» **Dataset section**
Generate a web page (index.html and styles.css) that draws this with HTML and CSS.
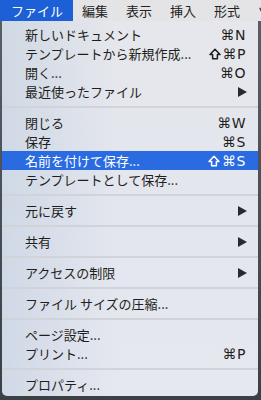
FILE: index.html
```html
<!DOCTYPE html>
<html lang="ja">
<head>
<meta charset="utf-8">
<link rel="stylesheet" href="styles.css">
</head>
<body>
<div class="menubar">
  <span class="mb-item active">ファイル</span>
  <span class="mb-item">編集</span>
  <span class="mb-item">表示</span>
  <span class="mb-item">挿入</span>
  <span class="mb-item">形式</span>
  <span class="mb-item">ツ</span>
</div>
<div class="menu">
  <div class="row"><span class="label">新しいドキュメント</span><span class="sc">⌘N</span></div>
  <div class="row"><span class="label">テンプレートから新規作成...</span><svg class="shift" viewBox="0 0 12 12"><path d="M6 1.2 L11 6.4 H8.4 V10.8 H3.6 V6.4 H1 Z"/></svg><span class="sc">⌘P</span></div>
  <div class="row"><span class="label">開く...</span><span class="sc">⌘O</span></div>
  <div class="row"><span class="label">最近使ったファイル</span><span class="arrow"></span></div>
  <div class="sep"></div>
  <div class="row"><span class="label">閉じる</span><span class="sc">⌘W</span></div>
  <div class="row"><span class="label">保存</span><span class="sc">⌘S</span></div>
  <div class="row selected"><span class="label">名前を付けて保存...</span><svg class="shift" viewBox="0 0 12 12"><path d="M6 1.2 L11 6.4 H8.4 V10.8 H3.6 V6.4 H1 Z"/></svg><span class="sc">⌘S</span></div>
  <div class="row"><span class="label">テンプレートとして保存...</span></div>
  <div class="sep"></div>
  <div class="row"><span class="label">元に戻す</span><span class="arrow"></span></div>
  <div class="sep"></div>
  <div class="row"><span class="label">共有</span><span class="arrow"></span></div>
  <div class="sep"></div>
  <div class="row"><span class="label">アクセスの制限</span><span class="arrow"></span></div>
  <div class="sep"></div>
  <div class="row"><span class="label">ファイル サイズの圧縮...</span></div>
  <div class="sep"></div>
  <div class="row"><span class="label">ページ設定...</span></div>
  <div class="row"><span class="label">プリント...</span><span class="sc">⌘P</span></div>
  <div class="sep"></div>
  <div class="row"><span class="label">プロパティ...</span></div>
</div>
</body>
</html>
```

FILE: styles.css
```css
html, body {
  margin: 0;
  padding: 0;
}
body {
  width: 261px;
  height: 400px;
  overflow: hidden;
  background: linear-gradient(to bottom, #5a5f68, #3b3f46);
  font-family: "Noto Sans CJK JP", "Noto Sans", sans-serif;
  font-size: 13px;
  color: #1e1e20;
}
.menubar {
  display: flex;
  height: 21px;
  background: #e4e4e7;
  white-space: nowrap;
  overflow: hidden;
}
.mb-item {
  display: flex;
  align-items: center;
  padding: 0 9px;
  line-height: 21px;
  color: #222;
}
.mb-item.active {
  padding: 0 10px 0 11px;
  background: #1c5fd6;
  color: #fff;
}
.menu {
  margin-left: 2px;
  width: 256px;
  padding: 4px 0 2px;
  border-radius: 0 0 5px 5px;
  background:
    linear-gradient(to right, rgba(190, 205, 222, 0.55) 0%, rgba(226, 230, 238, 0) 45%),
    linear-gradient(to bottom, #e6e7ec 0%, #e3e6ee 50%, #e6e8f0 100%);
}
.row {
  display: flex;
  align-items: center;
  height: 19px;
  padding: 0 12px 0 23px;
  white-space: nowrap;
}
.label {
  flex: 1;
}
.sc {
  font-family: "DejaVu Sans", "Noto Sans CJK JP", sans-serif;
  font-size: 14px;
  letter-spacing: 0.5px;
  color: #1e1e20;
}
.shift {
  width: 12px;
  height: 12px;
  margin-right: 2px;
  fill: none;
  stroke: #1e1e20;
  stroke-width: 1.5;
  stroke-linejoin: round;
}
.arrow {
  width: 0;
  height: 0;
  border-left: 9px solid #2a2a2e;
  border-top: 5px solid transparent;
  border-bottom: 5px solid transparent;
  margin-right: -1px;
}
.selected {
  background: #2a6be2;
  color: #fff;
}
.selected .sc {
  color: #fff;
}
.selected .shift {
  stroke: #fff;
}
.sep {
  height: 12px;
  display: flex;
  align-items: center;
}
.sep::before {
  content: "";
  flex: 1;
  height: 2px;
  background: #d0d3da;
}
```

» **The problem**
Quote the preceding listing precisely and completely, omitting its images.

» **Solution to the problem**
Generate a web page (index.html and styles.css) that draws this with HTML and CSS.
FILE: index.html
```html
<!DOCTYPE html>
<html lang="ja">
<head>
<meta charset="utf-8">
<link rel="stylesheet" href="styles.css">
</head>
<body>
<div class="menubar">
  <span class="mb-item active">ファイル</span>
  <span class="mb-item">編集</span>
  <span class="mb-item">表示</span>
  <span class="mb-item">挿入</span>
  <span class="mb-item">形式</span>
  <span class="mb-item">ツ</span>
</div>
<div class="menu">
  <div class="row"><span class="label">新しいドキュメント</span><span class="sc">⌘N</span></div>
  <div class="row"><span class="label">テンプレートから新規作成...</span><svg class="shift" viewBox="0 0 12 12"><path d="M6 1.2 L11 6.4 H8.4 V10.8 H3.6 V6.4 H1 Z"/></svg><span class="sc">⌘P</span></div>
  <div class="row"><span class="label">開く...</span><span class="sc">⌘O</span></div>
  <div class="row"><span class="label">最近使ったファイル</span><span class="arrow"></span></div>
  <div class="sep"></div>
  <div class="row"><span class="label">閉じる</span><span class="sc">⌘W</span></div>
  <div class="row"><span class="label">保存</span><span class="sc">⌘S</span></div>
  <div class="row selected"><span class="label">名前を付けて保存...</span><svg class="shift" viewBox="0 0 12 12"><path d="M6 1.2 L11 6.4 H8.4 V10.8 H3.6 V6.4 H1 Z"/></svg><span class="sc">⌘S</span></div>
  <div class="row"><span class="label">テンプレートとして保存...</span></div>
  <div class="sep"></div>
  <div class="row"><span class="label">元に戻す</span><span class="arrow"></span></div>
  <div class="sep"></div>
  <div class="row"><span class="label">共有</span><span class="arrow"></span></div>
  <div class="sep"></div>
  <div class="row"><span class="label">アクセスの制限</span><span class="arrow"></span></div>
  <div class="sep"></div>
  <div class="row"><span class="label">ファイル サイズの圧縮...</span></div>
  <div class="sep"></div>
  <div class="row"><span class="label">ページ設定...</span></div>
  <div class="row"><span class="label">プリント...</span><span class="sc">⌘P</span></div>
  <div class="sep"></div>
  <div class="row"><span class="label">プロパティ...</span></div>
</div>
</body>
</html>
```

FILE: styles.css
```css
html, body {
  margin: 0;
  padding: 0;
}
body {
  width: 261px;
  height: 400px;
  overflow: hidden;
  background: linear-gradient(to bottom, #5a5f68, #3b3f46);
  font-family: "Noto Sans CJK JP", "Noto Sans", sans-serif;
  font-size: 13px;
  color: #1e1e20;
}
.menubar {
  display: flex;
  height: 21px;
  background: #e4e4e7;
  white-space: nowrap;
  overflow: hidden;
}
.mb-item {
  display: flex;
  align-items: center;
  padding: 0 9px;
  line-height: 21px;
  color: #222;
}
.mb-item.active {
  padding: 0 10px 0 11px;
  background: #1c5fd6;
  color: #fff;
}
.menu {
  margin-left: 2px;
  width: 256px;
  padding: 4px 0 2px;
  border-radius: 0 0 5px 5px;
  background:
    linear-gradient(to right, rgba(190, 205, 222, 0.55) 0%, rgba(226, 230, 238, 0) 45%),
    linear-gradient(to bottom, #e6e7ec 0%, #e3e6ee 50%, #e6e8f0 100%);
}
.row {
  display: flex;
  align-items: center;
  height: 19px;
  padding: 0 12px 0 23px;
  white-space: nowrap;
}
.label {
  flex: 1;
}
.sc {
  font-family: "DejaVu Sans", "Noto Sans CJK JP", sans-serif;
  font-size: 14px;
  letter-spacing: 0.5px;
  color: #1e1e20;
}
.shift {
  width: 12px;
  height: 12px;
  margin-right: 2px;
  fill: none;
  stroke: #1e1e20;
  stroke-width: 1.5;
  stroke-linejoin: round;
}
.arrow {
  width: 0;
  height: 0;
  border-left: 9px solid #2a2a2e;
  border-top: 5px solid transparent;
  border-bottom: 5px solid transparent;
  margin-right: -1px;
}
.selected {
  background: #2a6be2;
  color: #fff;
}
.selected .sc {
  color: #fff;
}
.selected .shift {
  stroke: #fff;
}
.sep {
  height: 12px;
  display: flex;
  align-items: center;
}
.sep::before {
  content: "";
  flex: 1;
  height: 2px;
  background: #d0d3da;
}
```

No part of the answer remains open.